Abbott started off by pointing out that Slipper's problems weren't Gillard's doing. As soon as the Prime Minister left the country he changed his tune, blaming Gillard for Slipper's antics directly. In the absence of the Prime Minister, those ministers who gave Rudd such a going-over should be giving Abbott the same treatment. Abbott respects strength and if you don't demonstrate it by smacking him around he gets cheeky, confusing good manners with weakness. He began to increase his media output beyond the tightly-scripted Daily Stunt, feeling heady enough to give a long-form interview.
Being comfortable with and proficient at handling experienced journalists in long-form interviews is a pre-requisite for any senior politician. Abbott is crap at long-form interviews. He can trot out his talking points, but if he is interrupted or challenged he just weakly repeats the interviewer's name, or tells a lie. The day following any such attempt includes a story focused on whatever lie or gaffe had tumbled out of his face, which almost certainly reinforces his nervy and risk-averse handlers' perception that their man should shirk the gauntlet that stands between him and the Lodge.
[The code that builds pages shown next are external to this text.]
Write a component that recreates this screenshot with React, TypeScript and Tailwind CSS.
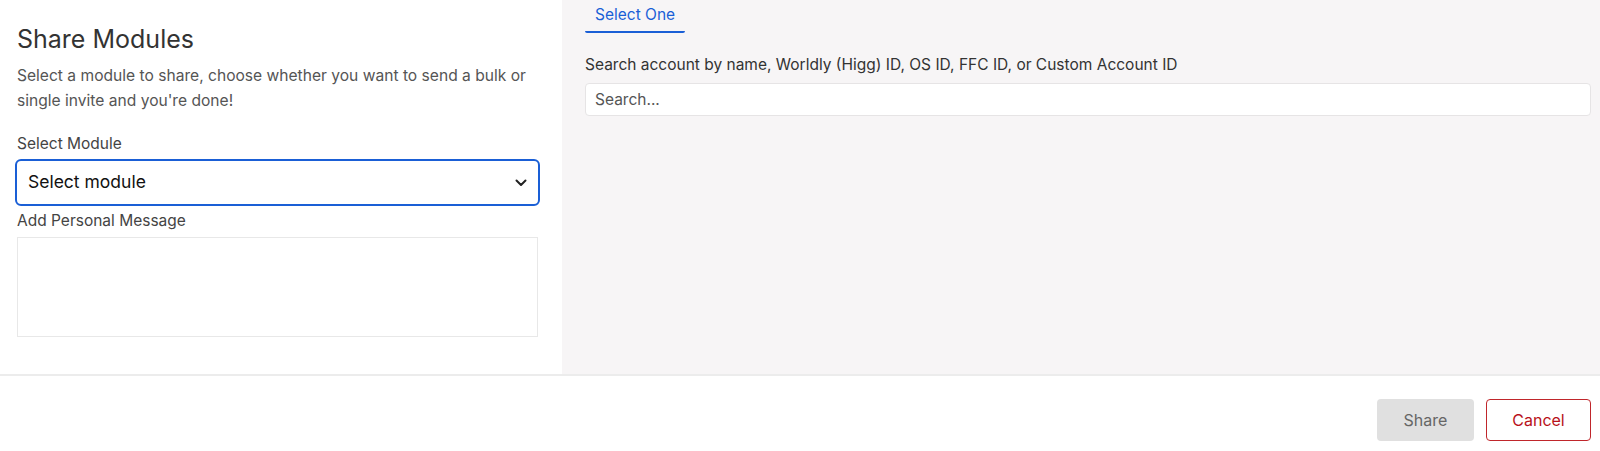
// Share Modules dialog — module picker on the left, account search on the right

const FONT = { fontFamily: 'Inter, "Noto Sans", sans-serif' };

function Chevron() {
  return (
    <svg width="12" height="8" viewBox="0 0 12 8" fill="none" aria-hidden="true">
      <path d="M1.5 1.5 6 6l4.5-4.5" stroke="#222" strokeWidth="2" strokeLinecap="round" strokeLinejoin="round" />
    </svg>
  );
}

export default function App() {
  return (
    <div className="w-[1600px] h-[451px] bg-white flex flex-col text-[#333]" style={FONT}>
      <div className="flex h-[374px]">
        {/* Left: module + message */}
        <section className="w-[562px] shrink-0 bg-white pt-[23px] pl-[17px] pr-[24px]">
          <h1 className="text-[25px] leading-[32px] text-[#333]">Share Modules</h1>
          <p className="mt-[8px] text-[15.6px] leading-[25px] text-[#555]">
            Select a module to share, choose whether you want to send a bulk or single invite and you're done!
          </p>

          <label className="block mt-[21px] text-[15.5px] leading-[20px] text-[#444]">Select Module</label>
          <div className="mt-[5px] -mx-[2px] h-[47px] rounded-[6px] border-2 border-[#1a5fd6] flex items-center justify-between pl-[11px] pr-[11px]">
            <span className="text-[17.5px] text-[#111]">Select module</span>
            <Chevron />
          </div>

          <label className="block mt-[5px] text-[15.5px] leading-[20px] text-[#444]">Add Personal Message</label>
          <div className="mt-[6px] h-[100px] border border-[#e8e8e8] bg-white" />
        </section>

        {/* Right: account search */}
        <section className="flex-1 bg-[#f7f5f6] pl-[23px] pr-[9px]">
          <div className="flex">
            <div className="px-[10px] pt-[5px] pb-[6px] border-b-2 border-[#1a5fd6] rounded-b-[2px] text-[15.5px] leading-[20px] text-[#1a5fd6]">
              Select One
            </div>
          </div>
          <label className="block mt-[22px] text-[15.5px] leading-[20px] text-[#333]">
            Search account by name, Worldly (Higg) ID, OS ID, FFC ID, or Custom Account ID
          </label>
          <div className="mt-[8px] h-[33px] rounded-[4px] border border-[#e6e4e5] bg-white flex items-center px-[9px]">
            <span className="text-[15.5px] text-[#555]">Search...</span>
          </div>
        </section>
      </div>

      {/* Footer actions */}
      <footer className="flex-1 border-t-2 border-[#ececec] flex items-start justify-end gap-[12px] pt-[23px] pr-[9px]">
        <button className="w-[97px] h-[42px] rounded-[4px] bg-[#e0e0e0] text-[16px] text-[#666]">Share</button>
        <button className="w-[105px] h-[42px] rounded-[4px] border border-[#c0262b] bg-white text-[16px] text-[#b8111a]">Cancel</button>
      </footer>
    </div>
  );
}
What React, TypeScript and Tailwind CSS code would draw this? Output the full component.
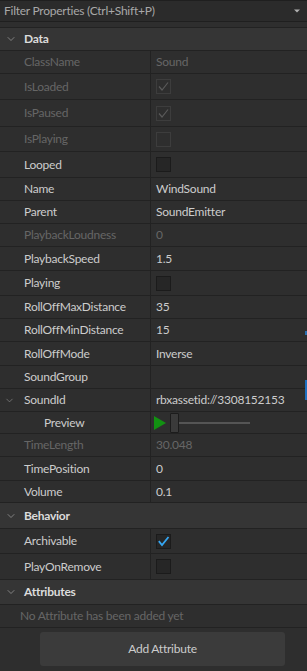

Note that Abbott chose Chris Uhlmann as his interlocutor. Abbott is the only politician Uhlmann interviews whom he does not talk over or interrupt. Every one of his other interview subjects cop this treatment, along with begged questions and beef-witted assumptions that have to be batted away before the question can be answered; Uhlmann's assumptions are clearly Abbott's assumptions, which is why he was content to hear Abbott in respectful silence. Uhlmann's treatment of Abbott compared with that of others is observable, objective fact, and it belies his ambitions (and those of his employer) to be regarded as an effective senior journalist.
Even so, Abbott's performance was still rubbish. He had little to say about the prospect of welfare cuts from his shadow treasurer, little to say about tobacco plain-packaging or changes to aged care (despite having been a former Health and Ageing Minister), little to say about other issues of great public importance. But my goodness, wasn't he voluble about some stray cabcharge vouchers and some sleazy comments. He's had a lot more to say against the pre-parliamentary antics Craig Thomson than he has against the in-office performance of Wayne Swan. That shows you where he's most comfortable; not grappling with the big issues, but down with rorting and rooting.
Slipper knows enough about Parliament both to uphold its dignity as the most effective Speaker in years, as well as knowing how to bend the rules to his advantage. It is tempting to turn a blind eye to the latter in order to secure the former, particularly when similar misdemeanours were brushed aside in 1997 by the Howard government (and again, apparently, in 2003 by Slipper himself). James Hunter Ashby is unconvincing as anything but a Liberal stool-pigeon, and it's hard to imagine his case going much beyond he-said-he-said and case dismissed.
Speaking of stool-pigeons, there is probably a Walkley in it for Steve Lewis to publish what was fed to him. Lewis should not only remember the allegations surrounding former High Court Justice Kirby allegedly using official vehicles to cruise for gay prostitutes, but give some consideration as to whether or not something similar is going on here. Lewis has no excuse for not joining the dots between Ashby, Godwin Grech and the Kirby allegations, and wondering if a Coalition government might not bring more sleaze than less.
It may well be an organisational problem for Lewis' employer, however, and to see that you don't need to go as far as his Chairman's testimony in London. This article and cartoon by two men who should know better, even though they work for Murdoch, is just sad:
Peter Slipper would not be able to make an appearance, official or otherwise, without attracting a barrage of titters and knowing smirks.A bit like Bill Clinton, twice-elected President of the United States, eh Malcolm? Like Bob Hawke? It's easy to get all upset about the homophobia in that piece but in an age of widespread public support for the Sydney Mardi Gras and same-sex marriage, homophobia is not the vote-winner/newspaper-seller that News Ltd executives still clearly imagine it to be.
Farr and Leak only remind us that you can't have homophobia without misogyny, and in an environment where sneer-at-the-queer has free rein a woman in high office has no chance. That's News Ltd's real target here: the Speaker is collateral damage aiming at the PM.
Slipper's only chance is to abandon the starchy outrage that he has shown so far and become some sort of old roué, toward whom everyone is awake-up but who is not only forgiven but regarded quite fondly for all that. Such a position would appear, however, to be beyond him. I hope Slipper returns to the chair and chucks the bums out until they learn to behave.
The irony for the Coalition is that a quiet confidence is far more unsettling to a government than rambunctious points-of-order, fatuous interjections and general chaos. They learned that themselves in 1995, they witnessed it again when Rudd flung it at them in 2007, and their current leader witnessed both at first hand. The fact that they have not learned this now only shows that the Coalition is led badly, indeed inadequately, by the incumbent. Against such a deficit of decency and common sense, whether or not Abbott is punctilious with his expenses and/or his private life is really neither here nor there.